Let's take a small journey and learn how to differentiate a valuable piece of advice and something that you should probably shrug off, and why is it important to have some good feedback (not positive, but good in quality) in general.

Starting Point

Let's imagine you're a young freelancer or just starting your career as a junior designer at some company.

You have no experience dealing with clients and colleagues whatsoever, especially in this environment: it's not a school anymore, you have to work for results and money.

The reason why I decided to take the designer as an example is this: it's a very abstract job with many decisions that can be interpreted in a lot of ways. Still, there is much basic stuff that you have to learn and do right before you can consider yourself good. The same goes for feedback. This analogy is perfect for an explanation.

First Project

Congrats, you've got a new project on your hands, and it seems like it's your first one.

Before you start getting very anxious, please remember that everybody has to go through this; I know it might not help you with anxiety, but it's true. You will get better at what you are doing, and it's okay!

Now, whether you have a team or work for yourself, you will start working and getting some feedback (hopefully!).

Who Is It Coming From?

A client. If the feedback coming from your client, you always should take it with a grain of salt. You may be inexperienced, but chances are you're still more knowledgeable in design than they are.

What you want to do is sit down and think about whether their complaints actually make good sense.

Some people can talk in very ambiguous terms that don't qualify as good feedback:

I don't like those wiggly lines.

It's not good feedback. It doesn't mean that they are not good and it won't make your designs better in any way.

A colleague. That may be completely another case: fellow designers are actually people you may listen to, but there are still some things you should consider like their experience, their projects and whether you like them, etc.

If it's your team member and a senior one, that's a good opportunity to get better. They know how to give valuable feedback to you, something that will help you get better.

These lines don't really have a place in this composition. You may try this or that. I could show you what to do in this case if you want.

Now that's good, and you can ask for help: seeing how a pro works is a good learning experience.

You can also ask them what they are thinking when they do the thing you asked them to help with, hearing the process and the logic behind the decisions is very important.

Should I Argue?

Nobody says that you shouldn't say anything, but don't make a scene out of it. To become a better professional, you should learn to take constructive criticism as something positive and good for your work.

Should I argue with a client? You might want to try and get your point across on why you made the decision to do something and what value does it create.

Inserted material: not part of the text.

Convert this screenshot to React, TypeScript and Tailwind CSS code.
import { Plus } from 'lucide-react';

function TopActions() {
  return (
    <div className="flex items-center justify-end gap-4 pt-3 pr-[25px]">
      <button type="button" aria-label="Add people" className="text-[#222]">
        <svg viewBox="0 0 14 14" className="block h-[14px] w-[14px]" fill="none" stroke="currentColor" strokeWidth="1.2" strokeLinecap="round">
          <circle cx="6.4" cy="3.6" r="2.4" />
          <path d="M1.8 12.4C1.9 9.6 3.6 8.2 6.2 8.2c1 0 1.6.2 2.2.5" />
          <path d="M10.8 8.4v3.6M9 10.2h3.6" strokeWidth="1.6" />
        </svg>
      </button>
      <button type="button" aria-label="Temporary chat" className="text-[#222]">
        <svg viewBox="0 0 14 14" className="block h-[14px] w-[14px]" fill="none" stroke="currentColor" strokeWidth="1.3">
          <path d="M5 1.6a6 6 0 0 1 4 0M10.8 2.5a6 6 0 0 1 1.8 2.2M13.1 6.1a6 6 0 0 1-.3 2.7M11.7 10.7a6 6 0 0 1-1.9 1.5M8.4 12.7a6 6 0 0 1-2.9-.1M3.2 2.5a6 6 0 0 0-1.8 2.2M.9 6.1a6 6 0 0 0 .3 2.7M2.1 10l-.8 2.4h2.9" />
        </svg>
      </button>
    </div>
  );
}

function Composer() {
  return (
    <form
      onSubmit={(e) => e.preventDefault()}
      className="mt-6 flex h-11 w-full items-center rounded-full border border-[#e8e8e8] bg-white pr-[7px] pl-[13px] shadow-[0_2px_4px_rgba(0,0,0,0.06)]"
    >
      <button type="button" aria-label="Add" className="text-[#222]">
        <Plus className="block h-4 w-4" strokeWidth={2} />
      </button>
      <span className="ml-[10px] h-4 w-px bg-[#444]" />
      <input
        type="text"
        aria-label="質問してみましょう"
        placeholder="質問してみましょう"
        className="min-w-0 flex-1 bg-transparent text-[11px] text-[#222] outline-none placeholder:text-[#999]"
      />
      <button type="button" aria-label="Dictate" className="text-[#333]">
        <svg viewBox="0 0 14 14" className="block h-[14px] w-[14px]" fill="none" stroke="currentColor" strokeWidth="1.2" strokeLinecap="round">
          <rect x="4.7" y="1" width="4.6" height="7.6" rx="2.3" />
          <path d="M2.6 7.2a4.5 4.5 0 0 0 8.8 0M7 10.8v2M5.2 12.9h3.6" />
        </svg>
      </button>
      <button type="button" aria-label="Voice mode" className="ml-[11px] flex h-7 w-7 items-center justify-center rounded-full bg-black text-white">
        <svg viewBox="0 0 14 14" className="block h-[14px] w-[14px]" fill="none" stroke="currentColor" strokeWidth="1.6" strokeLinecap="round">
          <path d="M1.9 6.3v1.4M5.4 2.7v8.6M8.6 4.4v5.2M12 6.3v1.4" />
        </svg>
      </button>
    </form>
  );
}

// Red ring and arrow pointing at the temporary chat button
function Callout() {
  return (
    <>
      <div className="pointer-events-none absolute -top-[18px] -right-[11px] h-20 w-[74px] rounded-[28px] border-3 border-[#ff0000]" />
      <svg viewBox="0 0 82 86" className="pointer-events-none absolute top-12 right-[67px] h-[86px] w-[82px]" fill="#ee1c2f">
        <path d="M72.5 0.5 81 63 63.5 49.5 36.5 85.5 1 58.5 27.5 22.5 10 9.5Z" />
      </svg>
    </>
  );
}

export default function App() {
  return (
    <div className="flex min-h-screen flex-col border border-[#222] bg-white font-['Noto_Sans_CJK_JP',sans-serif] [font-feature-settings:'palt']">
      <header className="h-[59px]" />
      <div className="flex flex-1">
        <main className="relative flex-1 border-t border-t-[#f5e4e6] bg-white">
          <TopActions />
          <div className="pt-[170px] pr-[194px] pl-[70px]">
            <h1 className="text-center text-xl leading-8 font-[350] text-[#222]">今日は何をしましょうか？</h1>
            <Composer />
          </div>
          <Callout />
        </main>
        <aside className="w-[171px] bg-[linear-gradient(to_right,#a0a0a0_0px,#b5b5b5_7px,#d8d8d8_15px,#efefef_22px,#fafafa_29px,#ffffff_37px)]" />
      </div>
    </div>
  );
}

If you believe that your decision would actually work better than theirs, please do say that to them and explain why. They are by no means work in your field and it's part of your job to try and create the best experience for the client's clients and they are your priority!

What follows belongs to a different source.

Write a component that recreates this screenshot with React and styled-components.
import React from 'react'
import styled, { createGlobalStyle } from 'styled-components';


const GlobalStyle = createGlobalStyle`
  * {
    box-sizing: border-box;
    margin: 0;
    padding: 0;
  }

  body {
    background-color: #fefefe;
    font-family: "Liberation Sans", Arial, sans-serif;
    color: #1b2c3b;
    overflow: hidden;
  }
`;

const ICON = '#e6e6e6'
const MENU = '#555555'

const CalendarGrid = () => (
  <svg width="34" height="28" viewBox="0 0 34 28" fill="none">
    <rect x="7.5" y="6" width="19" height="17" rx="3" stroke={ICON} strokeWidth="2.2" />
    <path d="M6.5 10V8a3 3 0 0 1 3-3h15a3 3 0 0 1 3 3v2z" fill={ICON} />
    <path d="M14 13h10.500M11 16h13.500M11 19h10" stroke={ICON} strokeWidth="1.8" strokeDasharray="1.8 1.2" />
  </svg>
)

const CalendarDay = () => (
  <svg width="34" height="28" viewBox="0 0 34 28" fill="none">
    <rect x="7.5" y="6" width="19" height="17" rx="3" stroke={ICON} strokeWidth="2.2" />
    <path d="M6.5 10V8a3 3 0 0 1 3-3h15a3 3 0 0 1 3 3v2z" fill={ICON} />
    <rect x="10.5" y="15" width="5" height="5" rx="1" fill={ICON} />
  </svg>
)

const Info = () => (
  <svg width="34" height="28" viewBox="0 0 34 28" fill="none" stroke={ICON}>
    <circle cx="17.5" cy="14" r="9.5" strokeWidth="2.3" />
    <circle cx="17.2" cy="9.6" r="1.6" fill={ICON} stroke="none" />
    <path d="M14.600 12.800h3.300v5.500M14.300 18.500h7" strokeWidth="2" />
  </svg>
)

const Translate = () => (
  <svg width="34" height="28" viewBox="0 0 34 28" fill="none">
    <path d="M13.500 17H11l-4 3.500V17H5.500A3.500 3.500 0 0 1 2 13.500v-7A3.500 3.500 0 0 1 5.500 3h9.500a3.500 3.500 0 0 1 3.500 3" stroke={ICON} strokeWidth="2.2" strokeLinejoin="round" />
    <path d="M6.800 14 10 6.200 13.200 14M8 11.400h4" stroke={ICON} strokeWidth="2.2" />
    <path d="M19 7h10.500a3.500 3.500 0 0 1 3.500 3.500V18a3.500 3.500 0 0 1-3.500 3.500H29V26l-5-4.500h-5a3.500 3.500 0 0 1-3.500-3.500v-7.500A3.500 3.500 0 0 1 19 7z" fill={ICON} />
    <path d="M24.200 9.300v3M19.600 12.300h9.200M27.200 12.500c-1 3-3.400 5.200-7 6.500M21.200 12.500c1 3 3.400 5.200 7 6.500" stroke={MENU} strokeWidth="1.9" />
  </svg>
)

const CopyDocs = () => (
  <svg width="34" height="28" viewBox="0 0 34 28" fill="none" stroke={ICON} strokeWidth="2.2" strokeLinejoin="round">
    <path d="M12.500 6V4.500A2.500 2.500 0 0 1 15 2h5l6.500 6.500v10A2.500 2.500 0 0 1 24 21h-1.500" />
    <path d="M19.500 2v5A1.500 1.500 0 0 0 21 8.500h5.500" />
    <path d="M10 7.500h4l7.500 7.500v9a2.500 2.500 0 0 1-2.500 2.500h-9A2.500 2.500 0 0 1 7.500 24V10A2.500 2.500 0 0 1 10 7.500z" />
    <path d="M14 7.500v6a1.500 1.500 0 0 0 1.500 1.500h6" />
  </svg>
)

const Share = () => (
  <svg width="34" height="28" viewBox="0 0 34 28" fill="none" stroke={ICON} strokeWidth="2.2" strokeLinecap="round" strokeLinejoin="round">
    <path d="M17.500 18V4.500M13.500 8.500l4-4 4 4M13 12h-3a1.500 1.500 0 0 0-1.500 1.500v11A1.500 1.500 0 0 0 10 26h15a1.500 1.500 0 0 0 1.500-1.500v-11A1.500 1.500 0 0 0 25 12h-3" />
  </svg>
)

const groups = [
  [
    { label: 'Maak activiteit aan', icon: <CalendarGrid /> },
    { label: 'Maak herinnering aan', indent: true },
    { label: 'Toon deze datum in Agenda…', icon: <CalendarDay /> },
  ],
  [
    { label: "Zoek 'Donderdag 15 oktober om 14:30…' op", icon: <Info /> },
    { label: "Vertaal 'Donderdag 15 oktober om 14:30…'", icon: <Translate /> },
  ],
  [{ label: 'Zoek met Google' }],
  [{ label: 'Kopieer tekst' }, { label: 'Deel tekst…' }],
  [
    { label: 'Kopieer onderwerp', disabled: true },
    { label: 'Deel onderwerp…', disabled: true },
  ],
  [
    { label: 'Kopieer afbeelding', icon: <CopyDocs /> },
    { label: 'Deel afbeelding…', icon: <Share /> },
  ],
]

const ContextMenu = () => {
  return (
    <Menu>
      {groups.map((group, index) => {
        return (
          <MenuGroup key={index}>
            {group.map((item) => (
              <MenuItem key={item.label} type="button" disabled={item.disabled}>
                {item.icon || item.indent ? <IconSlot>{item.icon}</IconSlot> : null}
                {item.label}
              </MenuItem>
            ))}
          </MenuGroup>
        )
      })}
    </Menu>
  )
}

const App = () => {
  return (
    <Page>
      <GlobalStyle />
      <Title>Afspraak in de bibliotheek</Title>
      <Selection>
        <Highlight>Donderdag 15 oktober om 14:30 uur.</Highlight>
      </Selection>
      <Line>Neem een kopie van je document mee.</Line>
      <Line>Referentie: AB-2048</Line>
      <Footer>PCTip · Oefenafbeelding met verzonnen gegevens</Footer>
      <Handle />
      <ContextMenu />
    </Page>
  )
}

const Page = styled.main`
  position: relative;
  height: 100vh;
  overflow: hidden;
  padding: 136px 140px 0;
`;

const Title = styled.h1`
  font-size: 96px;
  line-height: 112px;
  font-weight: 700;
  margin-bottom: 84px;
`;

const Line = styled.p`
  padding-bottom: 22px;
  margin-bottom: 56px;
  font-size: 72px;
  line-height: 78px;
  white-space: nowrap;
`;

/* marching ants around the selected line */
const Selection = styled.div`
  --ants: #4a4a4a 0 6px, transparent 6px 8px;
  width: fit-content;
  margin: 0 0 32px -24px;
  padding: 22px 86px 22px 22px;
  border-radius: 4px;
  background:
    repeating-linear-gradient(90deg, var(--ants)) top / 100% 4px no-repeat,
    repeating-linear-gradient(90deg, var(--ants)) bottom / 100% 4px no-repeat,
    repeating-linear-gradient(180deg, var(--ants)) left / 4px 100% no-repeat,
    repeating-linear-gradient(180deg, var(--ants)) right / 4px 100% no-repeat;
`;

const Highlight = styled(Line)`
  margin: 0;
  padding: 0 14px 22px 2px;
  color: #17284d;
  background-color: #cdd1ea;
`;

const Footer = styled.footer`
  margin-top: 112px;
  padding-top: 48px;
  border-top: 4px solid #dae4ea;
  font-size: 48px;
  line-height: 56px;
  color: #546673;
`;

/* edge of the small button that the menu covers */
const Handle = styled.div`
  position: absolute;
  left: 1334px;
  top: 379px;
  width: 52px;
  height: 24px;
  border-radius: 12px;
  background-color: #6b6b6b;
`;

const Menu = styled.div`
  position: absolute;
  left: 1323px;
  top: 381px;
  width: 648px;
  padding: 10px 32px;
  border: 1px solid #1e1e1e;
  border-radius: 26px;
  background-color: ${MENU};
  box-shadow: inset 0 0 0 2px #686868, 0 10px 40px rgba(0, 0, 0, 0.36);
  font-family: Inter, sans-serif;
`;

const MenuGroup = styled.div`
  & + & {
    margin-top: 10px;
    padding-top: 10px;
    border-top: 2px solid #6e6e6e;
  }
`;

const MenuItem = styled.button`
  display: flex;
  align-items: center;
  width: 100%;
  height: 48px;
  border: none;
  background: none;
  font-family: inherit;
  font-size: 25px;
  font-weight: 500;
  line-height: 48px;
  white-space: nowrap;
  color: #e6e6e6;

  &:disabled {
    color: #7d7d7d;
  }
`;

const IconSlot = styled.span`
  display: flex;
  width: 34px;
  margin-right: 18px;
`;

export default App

Should I argue with a fellow designer? There's always a place for some good discussion in design. The only point that I want you to remember is that there is some basic knowledge that you should learn perfectly before getting into those discussions.

As I've said already, design is a very abstract thing, and everything is open to interpretation. Different people do this job in completely different ways, having their own style. This is what you should talk about with fellow designers, take your vision of the project and say what you would do in this case.

Should I give feedback as well? Given that you are not very experienced yet, chances are you won't make any valuable contribution, but!

You have to cultivate the ability to give feedback. In a year or two, you will become ten times better and will welcome new people in the field yourself. The time to pass your knowledge will come, and you have to be ready.

From the very start, try and be that person that you wanted to hear feedback from when you were just starting.

So How Do I Know if Feedback Is Good?

To make this a little easier for you, let's bring out our old bullet point friends to help:

  • Good feedback comes from people from your field of work only.
  • Good feedback can be both long and short, its length has nothing to do with its value.
  • Good feedback contains constructive criticism that comes from knowledge and experience, not a personal preference.
  • Good feedback contains valuable advice that contains a possible solution to the problem that you are facing.

These five easy steps are the only thing that you'll need to differentiate different types of feedback on your journey.

You can always read and listen to what anybody has to say, but you're in no way required to do as they say.

Where Can I Find Good Feedback?

There are lots of communities that can help you if you're stuck or just wants somebody to give some feedback on your work.

Look for groups on Slack or servers on Discord, I'm sure there are plenty on those.

If you have a friend working with you or at least in the same field, you can give each other an honest opinion on the job they did.

Always be on the lookout for opportunities to hear a pro's feedback (or any, really), even if it's not very positive, even if it's not from a pro. Apart from getting better at your hard skills, cultivating good feedback practices should be your priority as well.